– Zapewne starsi mieszkańcy pamiętają, że dawno temu funkcjonowała w parku wypoczynkowym na Lisińcu wypożyczalnia rowerów wodnych i kajaków, z których korzystano dosyć ochoczo – mówi Marcin Mazik z Miejskiego Ośrodka Sportu i Rekreacji w Częstochowie. – Jako dziecko pamiętam, że bardzo chętnie się tam wybierałem w sezonie letnim.
Do dyspozycji częstochowian będzie 18 nowych rowerów wodnych, 8 kajaków, 6 desek z wiosłem kanadyjskiej firmy. – Postanowiliśmy kupić deski SUP, żeby zaprezentować częstochowianom formę rekreacji wodnej, która powoli zdobywa sobie coraz większe rzesze zwolenników i staje się coraz bardziej popularna – twierdzi Mazik.
Będzie też pięć łódek szkoleniowych najmniejszej klasy Optymist, czyli żaglówek przeznaczonych dla dzieci do stawiania pierwszych kroków na wodzie. – Planujemy kursy szkoleniowe, które pozwolą zdobyć dzieciom odpowiednie uprawnienia na wodzie – zdradza Mazik.
Sprzęt wodny kosztował 120 tys. zł netto i został kupiony z pieniędzy pochodzących z budżetu miasta.
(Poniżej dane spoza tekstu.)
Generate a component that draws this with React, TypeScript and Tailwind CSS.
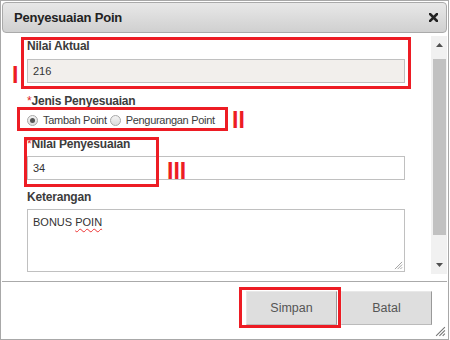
import React from 'react';

const RED = 'border-[#ed1c24]';

function CloseIcon() {
  return (
    <svg width="9" height="9" viewBox="0 0 9 9" className="shrink-0">
      <path d="M1 1 L8 8 M8 1 L1 8" stroke="#222" strokeWidth="2.6" strokeLinecap="square" />
    </svg>
  );
}

function Grip({ size = 10, color = '#8a8a8a' }: { size?: number; color?: string }) {
  return (
    <svg width={size} height={size} viewBox="0 0 10 10">
      <path d="M9 1 L1 9 M9 4 L4 9 M9 7 L7 9" stroke={color} strokeWidth="1" />
    </svg>
  );
}

function Label({ text, required }: { text: string; required?: boolean }) {
  return (
    <div className="h-[14px] leading-[14px] text-[12px] font-bold tracking-[-0.2px] text-[#3c3c3c]">
      {required && <span className="font-normal text-[#e0221c]">*</span>}
      {text}
    </div>
  );
}

function Radio({ checked, label }: { checked?: boolean; label: string }) {
  return (
    <div className="flex items-center">
      <span className="w-[11px] h-[11px] rounded-full border border-[#a8a8a8] bg-gradient-to-b from-[#f4f4f4] to-[#dcdcdc] flex items-center justify-center">
        {checked && <span className="w-[5px] h-[5px] rounded-full bg-[#555]" />}
      </span>
      <span className="ml-[5px] text-[11px] tracking-[-0.3px] text-[#3c3c3c]">{label}</span>
    </div>
  );
}

function Scrollbar() {
  return (
    <div className="mt-[3px] w-[16px] h-[238px] bg-[#f1f1f1] flex flex-col items-center">
      <div className="h-[16px] w-full flex items-center justify-center pt-[1px]">
        <svg width="7" height="4" viewBox="0 0 7 4">
          <path d="M3.5 0 L7 4 L0 4 Z" fill="#505050" />
        </svg>
      </div>
      <div className="mt-[7px] ml-[1px] w-[13px] h-[176px] bg-[#c1c1c1]" />
      <div className="flex-1" />
      <div className="h-[16px] w-full flex items-center justify-center pb-[3px]">
        <svg width="7" height="4" viewBox="0 0 7 4">
          <path d="M0 0 L7 0 L3.5 4 Z" fill="#505050" />
        </svg>
      </div>
    </div>
  );
}

function Marker({ text, className }: { text: string; className: string }) {
  return (
    <span className={`absolute text-[23px] leading-none font-bold text-[#ed1c24] ${className}`}>
      {text}
    </span>
  );
}

export default function App() {
  return (
    <div className="relative w-[449px] h-[340px] border border-[#a8a8a8] p-px bg-white flex flex-col [font-family:'Liberation_Sans',Arial,sans-serif]">
      <div className="h-[31px] shrink-0 rounded-[4px] border border-[#aaaaaa] bg-gradient-to-b from-[#e8e8e8] to-[#d0d0d0] flex items-center justify-between pl-[11px] pr-[8px]">
        <span className="text-[13px] font-bold tracking-[-0.2px] text-[#222]">Penyesuaian Poin</span>
        <CloseIcon />
      </div>

      <div className="h-[248px] shrink-0 flex">
        <div className="flex-1 pl-[25px] pt-[6px]">
          <Label text="Nilai Aktual" />
          <div className="mt-[6px] w-[378px] h-[24px] border border-[#c0c0c0] bg-[#f2efec] px-[5px] flex items-center text-[11px] text-[#333]">
            216
          </div>

          <div className="mt-[11px]">
            <Label text="Jenis Penyesuaian" required />
          </div>
          <div className="mt-[4px] h-[16px] flex items-center gap-[3px]">
            <Radio checked label="Tambah Point" />
            <Radio label="Pengurangan Point" />
          </div>

          <div className="mt-[9px]">
            <Label text="Nilai Penyesuaian" required />
          </div>
          <div className="mt-[5px] w-[378px] h-[24px] border border-[#c0c0c0] bg-white px-[5px] flex items-center text-[11px] text-[#333]">
            34
          </div>

          <div className="mt-[10px]">
            <Label text="Keterangan" />
          </div>
          <div className="mt-[5px] w-[378px] h-[63px] border border-[#c0c0c0] bg-white px-[5px] pt-[6px] flex flex-col text-[11px] leading-[13px] text-[#333]">
            <div>
              BONUS <span className="underline decoration-wavy decoration-[#e33] decoration-1 underline-offset-2">POIN</span>
            </div>
            <div className="flex-1" />
            <div className="self-end -mr-[4px] mb-[1px]">
              <Grip size={9} color="#9a9a9a" />
            </div>
          </div>
        </div>
        <Scrollbar />
      </div>

      <div className="flex-1 border-t border-[#aaaaaa] flex justify-end items-start gap-[4px] pt-[9px] pr-[15px]">
        <button className="w-[91px] h-[34px] bg-[#dedede] border border-[#e8e8e8] border-r-[#999] border-b-[#bbb] text-[12.5px] text-[#555]">
          Simpan
        </button>
        <button className="w-[91px] h-[34px] bg-[#dedede] border border-[#e8e8e8] border-r-[#999] border-b-[#bbb] text-[12.5px] text-[#555]">
          Batal
        </button>
      </div>

      <div className="absolute right-[2px] bottom-[2px]">
        <Grip size={11} color="#777" />
      </div>

      {/* annotations */}
      <div className={`absolute left-[20px] top-[36px] w-[390px] h-[52px] border-[3px] ${RED}`} />
      <Marker text="I" className="left-[11px] top-[63px]" />
      <div className={`absolute left-[16px] top-[106px] w-[211px] h-[24px] border-[3px] ${RED}`} />
      <Marker text="II" className="left-[231px] top-[108px]" />
      <div className={`absolute left-[23px] top-[136px] w-[135px] h-[50px] border-[3px] ${RED}`} />
      <Marker text="III" className="left-[166px] top-[159px]" />
      <div className={`absolute left-[238px] top-[286px] w-[102px] h-[41px] border-[3px] ${RED}`} />
    </div>
  );
}
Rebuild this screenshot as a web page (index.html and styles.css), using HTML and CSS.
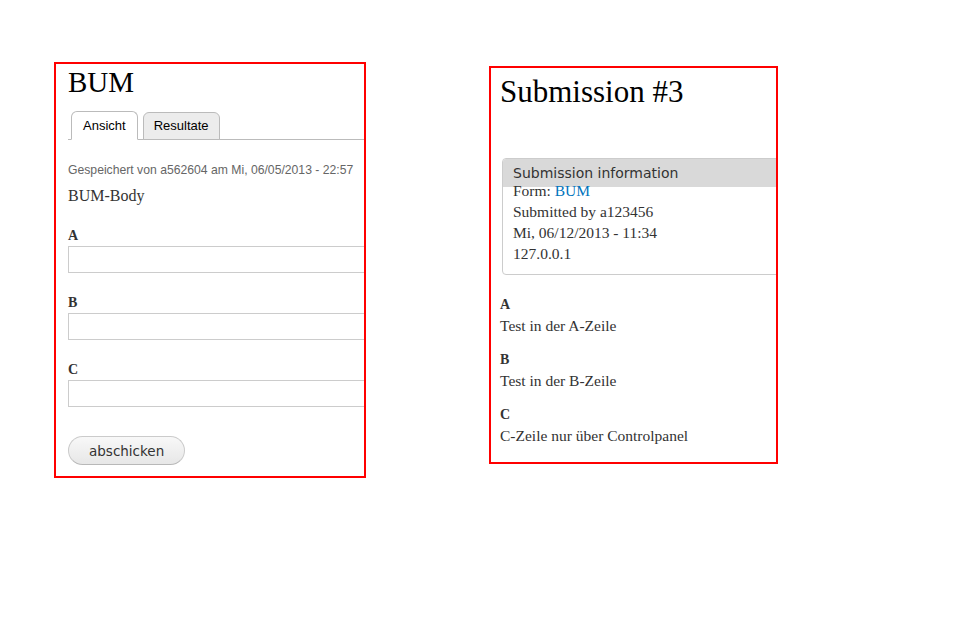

Będzie można go wypożyczyć za niewielką opłatą. – Nie będą to koszty, jakie częstochowianie ponoszą na akwenach. Staramy się, aby nasze wszystkie usługi ogólnodostępne były na kieszeń mieszkańców – zapewnia Mazik. – Chcielibyśmy, aby sprzęt był już w maju dostępny dla mieszkańców. Wszystko zależeć będzie jednak od pogody.
Sprzęt wodny można obejrzeć w holu głównym Hali Sportowej Częstochowa przy ul. Żużlowej 4.
Park wypoczynkowy na Lisińcu to oczko w głowie zastępcy prezydenta Częstochowy Jarosława Marszałka. To z jego inicjatywy teren zaczął zmieniać swoje oblicze. W parku pojawiły się ławki, kosze na śmieci, wybudowano ścieżkę rekreacyjną. W ramach modernizacji obiektu poszerzono plażę nad zbiornikiem „Adriatyk”. Dzięki temu już w zeszłym roku odbyło się tam wiele imprez kulturalno-sportowych.
Na tym jednak nie kończy się inwestowanie w ten teren. W planach jest jeszcze m.in. budowa nad „Adriatykiem” pomostu, boiska do siatkówki, placu zabaw, altany, a także drogi dojazdowej z parkingiem.